Needless to say, the bananas have prompted the buzz that Cattelan has long been a master at generating (his golden toilet — recently stolen — being only the most immediate example).

“Bananas! Art world gone mad,” blazed the cover of The New York Post on Friday.

Emmanuel Perrotin, founder of the gallery that represents Cattelan (Galerie Perrotin), said the flurry over the artwork “was totally unexpected.”

Soon after his booth at the Miami art fair opened to VIPs Wednesday, Perrotin said the gallery installed a GoPro camera in the booth to capture people’s reactions. “You have a work like the ‘Mona Lisa,’ where everybody is coming to look at it, to take photos with it, to discuss it,” he said.

But is this a groundbreaking work, an expensive inside joke or perhaps Exhibit A in a display of income inequality?

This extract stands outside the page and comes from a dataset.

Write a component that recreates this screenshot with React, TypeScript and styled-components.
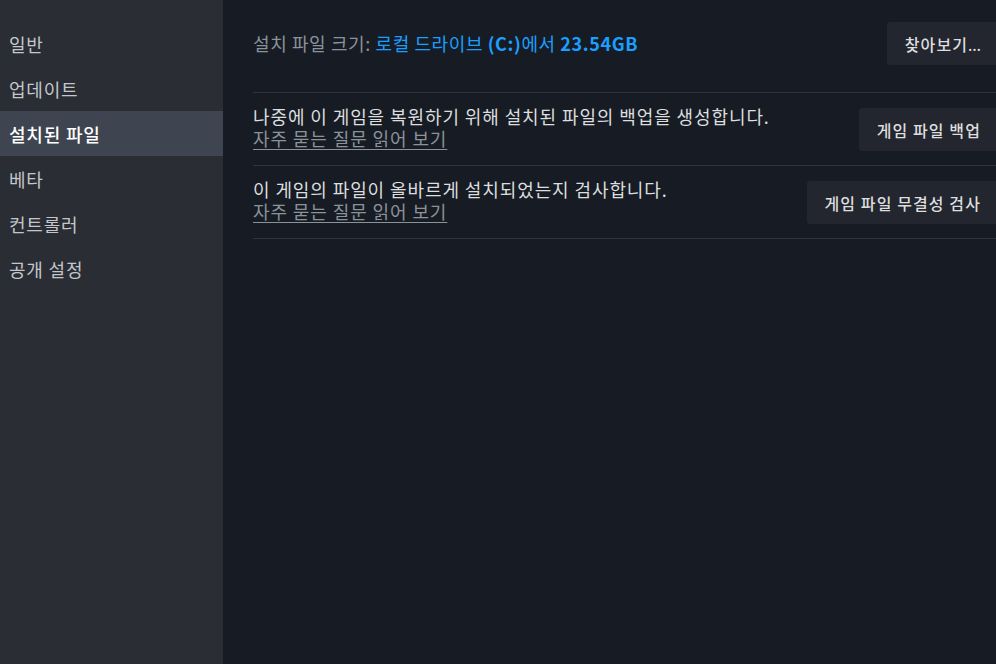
import React from 'react'
import styled, { createGlobalStyle } from 'styled-components'

const GlobalStyle = createGlobalStyle`
  html, body {
    margin: 0;
    padding: 0;
    background: #171c24;
  }
  body {
    font-family: "Noto Sans CJK KR", "Noto Sans", sans-serif;
  }
`

const Layout = styled.div`
  display: flex;
  width: 996px;
  height: 664px;
  overflow: hidden;
`

const Sidebar = styled.nav`
  width: 223px;
  flex-shrink: 0;
  background: #2a2d34;
  padding-top: 21px;
  display: flex;
  flex-direction: column;
`

const NavItem = styled.div<{ $active?: boolean }>`
  height: 45px;
  display: flex;
  align-items: center;
  padding-left: 9px;
  font-size: 18px;
  letter-spacing: 0.8px;
  color: ${(p) => (p.$active ? '#ffffff' : '#c3c6cb')};
  background: ${(p) => (p.$active ? '#3e4450' : 'transparent')};
  font-weight: ${(p) => (p.$active ? 500 : 400)};
`

const Main = styled.main`
  flex: 1;
  padding-left: 30px;
  display: flex;
  flex-direction: column;
`

const Row = styled.div<{ $first?: boolean }>`
  display: flex;
  align-items: center;
  justify-content: space-between;
  border-bottom: 1px solid #30353d;
  padding: ${(p) => (p.$first ? '22px 0 27px' : '12px 0 11px')};
`

const Info = styled.div`
  display: flex;
  flex-direction: column;
  padding-bottom: 5px;
`

const SizeText = styled.div`
  font-size: 18px;
  letter-spacing: 0.6px;
  color: #8b929a;
  margin-top: -2px;
`

const Blue = styled.span<{ $bold?: boolean }>`
  color: #1a9fff;
  font-weight: ${(p) => (p.$bold ? 700 : 400)};
`

const Description = styled.div`
  font-size: 18px;
  letter-spacing: 0.9px;
  color: #dcdedf;
  line-height: 22px;
`

const FaqLink = styled.a`
  font-size: 18px;
  letter-spacing: 0.9px;
  color: #8b929a;
  text-decoration: underline;
  text-underline-offset: 3px;
  line-height: 22px;
  cursor: pointer;
`

const ActionButton = styled.button`
  height: 43px;
  padding: 0 15px 0 18px;
  border: none;
  border-radius: 3px 0 0 3px;
  background: #23262e;
  color: #dcdedf;
  font-family: inherit;
  font-size: 16px;
  letter-spacing: 1.1px;
  font-weight: 500;
  cursor: pointer;
  white-space: nowrap;
`

const Ellipsis = styled.span`
  font-family: "Noto Sans", sans-serif;
  letter-spacing: 0;
`

const menu = ['일반', '업데이트', '설치된 파일', '베타', '컨트롤러', '공개 설정']

export default function App() {
  return (
    <>
      <GlobalStyle />
      <Layout>
        <Sidebar>
          {menu.map((m) => (
            <NavItem key={m} $active={m === '설치된 파일'}>
              {m}
            </NavItem>
          ))}
        </Sidebar>
        <Main>
          <Row $first>
            <SizeText>
              설치 파일 크기: <Blue>로컬 드라이브 </Blue>
              <Blue $bold>(C:)</Blue>
              <Blue>에서 </Blue>
              <Blue $bold>23.54GB</Blue>
            </SizeText>
            <ActionButton>
              찾아보기<Ellipsis>…</Ellipsis>
            </ActionButton>
          </Row>
          <Row>
            <Info>
              <Description>나중에 이 게임을 복원하기 위해 설치된 파일의 백업을 생성합니다.</Description>
              <FaqLink>자주 묻는 질문 읽어 보기</FaqLink>
            </Info>
            <ActionButton>게임 파일 백업</ActionButton>
          </Row>
          <Row>
            <Info>
              <Description>이 게임의 파일이 올바르게 설치되었는지 검사합니다.</Description>
              <FaqLink>자주 묻는 질문 읽어 보기</FaqLink>
            </Info>
            <ActionButton>게임 파일 무결성 검사</ActionButton>
          </Row>
        </Main>
      </Layout>
    </>
  )
}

“Cattelan is the anti-Warhol,” said art critic Robert Storr. “Andy insisted that the Coke you and I buy was democratic in that it cost us the same as it did Nelson Rockefeller. But obviously Maurizio has grasped that the rich will pay much, much more for a bespoke banana — bruises and all. Let ‘them’ eat $120,000-a-slice banana bread.”

While acknowledging that #cattelan was now a popular hashtag on Twitter — with people posting images of all sorts of items taped to the wall (a croissant, a lemon, Nutella) — Perrotin stood by the seriousness of the artist, with whom he has worked for 27 years. “Maurizio is a pure genius,” he said. “I see the magic happening on different occasions.

“Maurizio’s work is not just about objects but about how objects move through the world,” he added. “Whether affixed to the wall of an art fair booth or displayed on the cover of The New York Post, Maurizio forces us to question how value is placed on material goods. The spectacle, which has been orchestrated so beautifully, is as much a part of the work as the banana.”

Perrotin likened the artwork to Yves Klein’s “The Specialization of Sensibility in the Raw Material State into Stabilized Pictorial Sensibility, The Void,” in which the French artist sold empty space.

Cattelan first conceived of the work as a sculpture shaped like a banana, the gallery said, and brought a banana with him when he traveled, hanging it in his hotel room “to find inspiration.” He tested several materials — resin, bronze and painted bronze — before deciding on using a real banana.

The work is aptly titled, “Comedian,” and Perrotin said that it was the first new art that Cattelan has presented at a fair in more than 15 years.

As an artist, Cattelan has continually kept the art world guessing. After his major 2011 retrospective at the Guggenheim, he announced that he was officially retiring from making art. But then he came back with the toilet in 2016.

As to the lineage of the bananas themselves, they bear no special provenance. “My assistant bought it at a Miami grocery store,” Perrotin said of the one on display in his booth.

Still unclear is what owners of the work will do when their bananas rot.

“What is the big deal about changing the banana regularly?” Perrotin said. “Everybody changes flowers regularly.”

A certificate that accompanies the work includes a manual for installation, a spokeswoman said, adding that, “Maurizio’s instructions are intentionally imprecise.”

And to those who question whether a banana taped to the wall constitutes art worthy of $120,000? “All artwork costs a lot of money,” Perrotin said. “They buy an idea; they buy a certificate.”

The purchase, Perrotin added, is part of the artwork. “If nobody buys it, nothing will happen,” he said. “The fact that somebody buys it makes the piece.”

One of the bananas was bought by Sarah Andelman, a founder of the Paris concept store Colette, which recently closed; it was her first major art purchase. “I knew it was going to be a phenomenon,” Andelman said in a telephone interview from Paris, “this banana on the wall.”

She said her husband, as a joke, had taped a banana to her desk when she returned from the fair. “I thought, ‘Wow, that was a fast delivery,’” Andelman quipped.

But humor aside, Andelman said she had no buyer’s remorse, having long admired Cattelan’s work. She plans to hang the certificate accompanying the banana in her office, if not perhaps the banana itself.

“It really reflects our time,” Andelman said, “the absurdity of everything.”